# COLLECTED MATERIAL
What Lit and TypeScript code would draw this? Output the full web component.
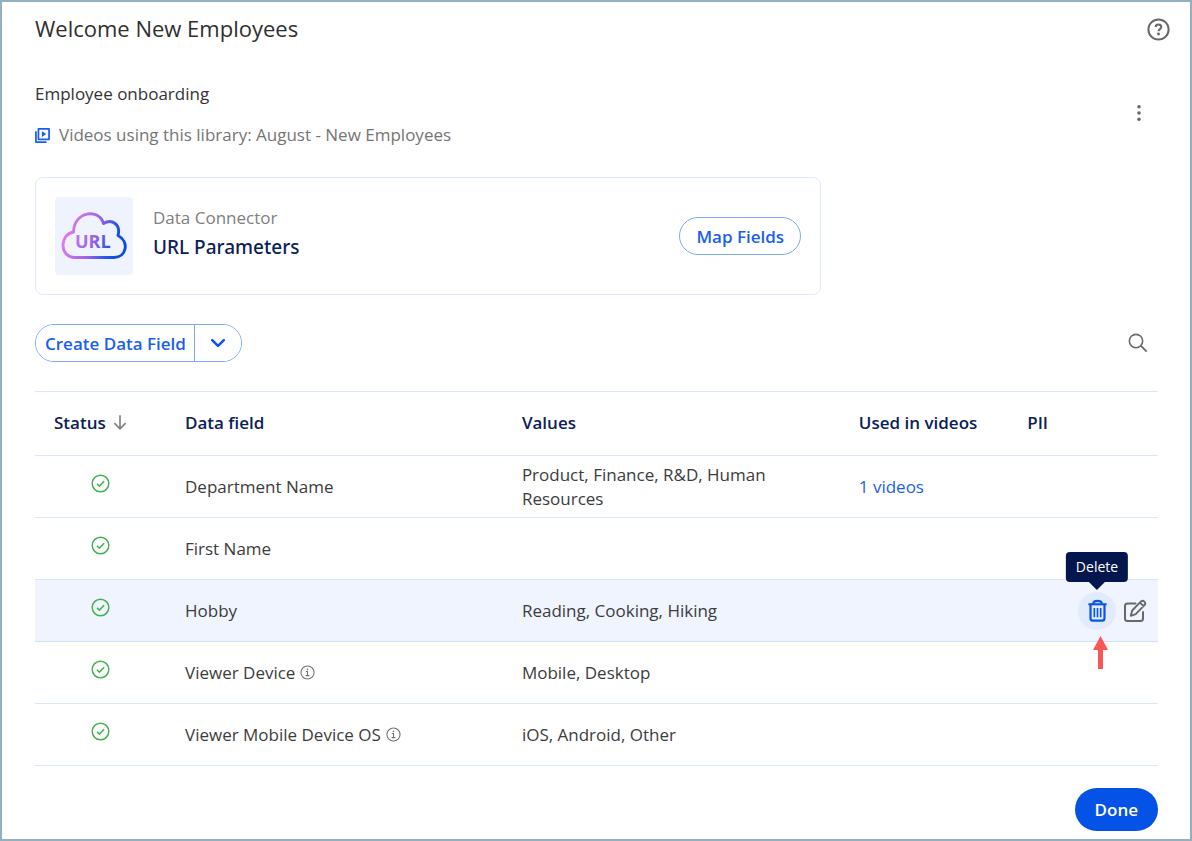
import { LitElement, html, css, svg, nothing } from "lit";
import { customElement, property } from "lit/decorators.js";

interface Field {
  name: string;
  values: string;
  videos?: string;
  info?: boolean;
  active?: boolean;
}

const FIELDS: Field[] = [
  { name: "Department Name", values: "Product, Finance, R&D, Human Resources", videos: "1 videos" },
  { name: "First Name", values: "" },
  { name: "Hobby", values: "Reading, Cooking, Hiking", active: true },
  { name: "Viewer Device", values: "Mobile, Desktop", info: true },
  { name: "Viewer Mobile Device OS", values: "iOS, Android, Other", info: true },
];

const SHAPES = {
  help: svg`<circle cx="12" cy="12" r="9.700" stroke-width="1.900"/><path d="M9.2 9.7c0-3.3 5.5-3.3 5.5 0 0 1.9-2.7 2-2.7 4" stroke-width="1.9"/><circle cx="12" cy="16.3" r="1.4" fill="currentColor" stroke="none"/>`,
  dots: svg`<g fill="currentColor" stroke="none"><circle cx="12" cy="5.7" r="1.8"/><circle cx="12" cy="12" r="1.8"/><circle cx="12" cy="18.3" r="1.8"/></g>`,
  library: svg`<path d="M5.500 1.500h17v16.500h-17z M1.500 5v17.500h17" stroke-width="2.800" stroke-linejoin="round"/><path d="M11 5v9.500l7-4.750z" fill="currentColor" stroke="none"/>`,
  chevron: svg`<path d="M5 8.5l7 7 7-7" stroke-width="3" stroke-linecap="round" stroke-linejoin="round"/>`,
  search: svg`<circle cx="9.6" cy="9.6" r="8" stroke-width="1.9"/><path d="M15.200 15.200l7.200 7.200" stroke-width="2.100"/>`,
  down: svg`<path d="M12 3v18M4.500 13.500L12 21l7.500-7.500" stroke-width="2.200"/>`,
  check: svg`<circle cx="12" cy="12" r="10.500" stroke-width="1.800"/><path d="M7.500 12.300l3.100 3 6-6.100" stroke-width="1.900"/>`,
  info: svg`<circle cx="12" cy="12" r="10.500" stroke-width="1.700"/><path d="M9.500 10.500H12v6.500M9 17h6" stroke-width="1.700"/><circle cx="12" cy="7" r="1.300" fill="currentColor" stroke="none"/>`,
  trash: svg`<path d="M2.500 5.500h19" stroke-width="2.200"/><path d="M7.500 5.300c0-4.400 9-4.400 9 0" stroke-width="2.200"/><path d="M4.700 5.500v14.500q0 2.500 2.500 2.500h9.600q2.500 0 2.500-2.500V5.500" stroke-width="2.300"/><path d="M8.700 9.500v9.500M12 9.500v9.500M15.300 9.500v9.500" stroke-width="1.700"/>`,
  edit: svg`<path d="M12.500 4.500H4.500q-2.500 0-2.500 2.500v12.500q0 2.500 2.500 2.500h13q2.500 0 2.500-2.500V13" stroke-width="2" stroke-linecap="round"/><path d="M7.800 16.800l1.400-5.300L18 2.400c2.300-1.800 5.400 1.200 3.700 3.500l-9 9.300z M17 3.600l3.700 3.600" stroke-width="1.900" stroke-linejoin="round"/>`,
};

@customElement("ui-icon")
class UiIcon extends LitElement {
  @property() name: keyof typeof SHAPES = "help";
  @property({ type: Number }) size = 24;

  static styles = css`
    :host { display: inline-flex; flex: none; }
    .icon { display: block; fill: none; stroke: currentColor; }
  `;

  render() {
    return html`<svg class="icon" width=${this.size} height=${this.size} viewBox="0 0 24 24" aria-hidden="true">${SHAPES[this.name]}</svg>`;
  }
}

@customElement("connector-card")
class ConnectorCard extends LitElement {
  static styles = css`
    :host { display: block; }
    .card {
      display: flex; align-items: center; gap: 20px; box-sizing: border-box;
      width: 70%; min-width: 480px; padding: 19px; min-height: 118px;
      border: 1px solid #dfe9fd; border-radius: 8px;
    }
    .logo {
      display: flex; align-items: center; justify-content: center; flex: none;
      width: 78px; height: 78px; border-radius: 4px; background: #eff3fd;
    }
    .word { font: 700 18px "Open Sans", "Noto Sans", sans-serif; fill: url(#tint); }
    .text { flex: 1; display: flex; flex-direction: column; padding-bottom: 6px; }
    .kind { font-size: 17px; line-height: 28px; color: #808080; }
    .title { font: 500 19px "Noto Sans", "Open Sans", sans-serif; line-height: 30px; color: #0b2059; }
    .map {
      height: 38px; padding: 0 16px; border: 1px solid #7fa9f6; border-radius: 20px;
      background: #fff; color: #1a5fec; font: 600 17px "Open Sans", "Noto Sans", sans-serif; cursor: pointer;
    }
  `;

  render() {
    return html`
      <section class="card">
        <div class="logo">
          <svg width="66" height="48" viewBox="0 0 66 48" aria-hidden="true">
            <defs>
              <linearGradient id="tint" gradientUnits="userSpaceOnUse" x1="4" y1="14" x2="62" y2="34">
                <stop offset="0" stop-color="#e67cf0"/>
                <stop offset="0.5" stop-color="#9a63ea"/>
                <stop offset="0.85" stop-color="#1552ea"/>
                <stop offset="1" stop-color="#0a4be6"/>
              </linearGradient>
            </defs>
            <path d="M14 45.500C-1 45.500-2.500 23 12.500 20 13-1 38-4 42.500 11.500 51 6 60 13 57 23.500 69 30 65 45.500 53 45.500Z" fill="none" stroke="url(#tint)" stroke-width="2.900" stroke-linejoin="round"/>
            <text class="word" x="14" y="36">URL</text>
          </svg>
        </div>
        <div class="text">
          <span class="kind">Data Connector</span>
          <span class="title">URL Parameters</span>
        </div>
        <button class="map" type="button">Map Fields</button>
      </section>
    `;
  }
}

@customElement("field-table")
class FieldTable extends LitElement {
  static styles = css`
    :host { display: block; }
    .table { width: 100%; table-layout: fixed; border-collapse: separate; border-spacing: 0; border-top: 1px solid #d9e6fc; }
    .status { width: 131px; }
    .wide { width: 30%; }
    .used { width: 15%; }
    .head {
      height: 64px; box-sizing: border-box; padding: 0 19px 3px; text-align: left;
      border-bottom: 1px solid #d9e6fc; font-size: 17px; font-weight: 600; color: #0b2059; white-space: nowrap;
    }
    .sort { display: flex; align-items: center; gap: 5px; padding: 0; border: 0; background: none; font: inherit; color: inherit; cursor: pointer; }
    .arrow { color: #808080; }
    .cell {
      box-sizing: border-box; height: 62px; padding: 0 19px; border-bottom: 1px solid #d9e6fc;
      font-size: 17px; line-height: 24px; color: #3c3c3c;
    }
    .mark { text-align: center; line-height: 0; color: #3fb24b; padding-bottom: 6px; }
    .active .cell { background: #eff4fe; border-bottom-color: #d3e0fa; }
    .name { display: flex; align-items: center; gap: 5px; }
    .note { color: #6f6f6f; }
    .link { color: #1a5fec; text-decoration: none; }
    .tools { padding-right: 4px; }
    .actions { display: flex; justify-content: flex-end; }
    .anchor { position: relative; display: flex; }
    .tool {
      display: flex; align-items: center; justify-content: center; width: 38px; height: 38px;
      padding: 0; border: 0; border-radius: 50%; background: none; color: #686868; cursor: pointer;
    }
    .danger { background: #e1ebfc; color: #0a55e8; }
    .tip {
      position: absolute; left: 50%; bottom: 48px; transform: translateX(-50%); padding: 0 10px;
      border-radius: 4px; background: #03164e; color: #fff; font-size: 14px; line-height: 30px;
    }
    .tip::after {
      content: ""; position: absolute; left: 50%; top: 100%; transform: translateX(-50%);
      border: 8px solid transparent; border-top-color: #03164e; border-bottom: 0;
    }
    .pointer { position: absolute; left: 15px; top: 44px; }
  `;

  private row(f: Field) {
    return html`
      <tr class=${f.active ? "active" : ""}>
        <td class="cell mark"><ui-icon name="check" size="19"></ui-icon></td>
        <td class="cell"><span class="name">${f.name}${f.info ? html`<ui-icon class="note" name="info" size="15"></ui-icon>` : nothing}</span></td>
        <td class="cell">${f.values}</td>
        <td class="cell">${f.videos ? html`<a class="link" href="#">${f.videos}</a>` : nothing}</td>
        <td class="cell tools">${f.active ? this.actions() : nothing}</td>
      </tr>
    `;
  }

  private actions() {
    return html`
      <div class="actions">
        <div class="anchor">
          <button class="tool danger" type="button" aria-label="Delete field"><ui-icon name="trash" size="23"></ui-icon></button>
          <span class="tip" role="tooltip">Delete</span>
          <svg class="pointer" width="15" height="33" viewBox="0 0 15 33" aria-hidden="true">
            <path d="M7.500 0L15 14H10V33H5V14H0Z" fill="#fb5656"/>
          </svg>
        </div>
        <button class="tool" type="button" aria-label="Edit field"><ui-icon name="edit" size="24"></ui-icon></button>
      </div>
    `;
  }

  render() {
    return html`
      <table class="table">
        <thead>
          <tr>
            <th class="head status" scope="col"><button class="sort" type="button">Status<ui-icon class="arrow" name="down" size="18"></ui-icon></button></th>
            <th class="head wide" scope="col">Data field</th>
            <th class="head wide" scope="col">Values</th>
            <th class="head used" scope="col">Used in videos</th>
            <th class="head" scope="col">PII</th>
          </tr>
        </thead>
        <tbody>${FIELDS.map((f) => this.row(f))}</tbody>
      </table>
    `;
  }
}

@customElement("app-root")
class AppRoot extends LitElement {
  static styles = css`
    :host {
      display: block; box-sizing: border-box; min-height: 100vh; border: 2px solid #93b0be;
      background: #fff; color: #333; font-family: "Open Sans", "Noto Sans", sans-serif;
    }
    .top { display: flex; align-items: center; justify-content: space-between; padding: 10px 19px 0 33px; }
    .title { margin: 0; font-size: 22px; line-height: 32px; font-weight: 400; color: #2f2f2f; }
    .main { padding: 38px 32px 8px 33px; }
    .bare { display: flex; padding: 0; border: 0; background: none; color: #686868; cursor: pointer; }
    .help { padding-top: 2px; }
    .dots { padding-bottom: 4px; }
    .intro { display: flex; align-items: center; justify-content: space-between; padding-right: 7px; margin-bottom: 30px; }
    .name { margin: 0 0 17px; font-size: 17px; line-height: 24px; }
    .usage { display: flex; align-items: center; gap: 9px; margin: 0; font-size: 17px; line-height: 24px; color: #757575; }
    .blue { color: #1a5fec; }
    .bar { display: flex; align-items: center; justify-content: space-between; padding-right: 10px; margin: 29px 0; }
    .split { display: flex; height: 38px; box-sizing: border-box; border: 1px solid #7fa9f6; border-radius: 19px; overflow: hidden; }
    .create, .more { border: 0; background: #fff; color: #1a5fec; font: 600 17px "Open Sans", "Noto Sans", sans-serif; cursor: pointer; }
    .create { padding: 0 8px 0 9px; }
    .more { display: flex; align-items: center; justify-content: center; width: 47px; padding: 0; border-left: 1px solid #7fa9f6; color: #0a55e8; }
    .foot { display: flex; justify-content: flex-end; margin-top: 22px; }
    .done {
      height: 43px; padding: 0 20px; border: 0; border-radius: 22px; background: #0453e6; color: #fff;
      font: 600 17px "Open Sans", "Noto Sans", sans-serif; cursor: pointer;
    }
  `;

  render() {
    return html`
      <header class="top">
        <h1 class="title">Welcome New Employees</h1>
        <button class="bare help" type="button" aria-label="Help"><ui-icon name="help" size="25"></ui-icon></button>
      </header>
      <main class="main">
        <div class="intro">
          <div>
            <p class="name">Employee onboarding</p>
            <p class="usage"><ui-icon class="blue" name="library" size="15"></ui-icon>Videos using this library: August - New Employees</p>
          </div>
          <button class="bare dots" type="button" aria-label="More options"><ui-icon name="dots" size="24"></ui-icon></button>
        </div>
        <connector-card></connector-card>
        <div class="bar">
          <div class="split">
            <button class="create" type="button">Create Data Field</button>
            <button class="more" type="button" aria-label="More create options"><ui-icon name="chevron" size="20"></ui-icon></button>
          </div>
          <button class="bare" type="button" aria-label="Search"><ui-icon name="search" size="20"></ui-icon></button>
        </div>
        <field-table></field-table>
        <div class="foot"><button class="done" type="button">Done</button></div>
      </main>
    `;
  }
}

# STATED EXERCISE
Give only the number of lines in the listing above that include the string "this".

# RESULT OF THE EXERCISE
5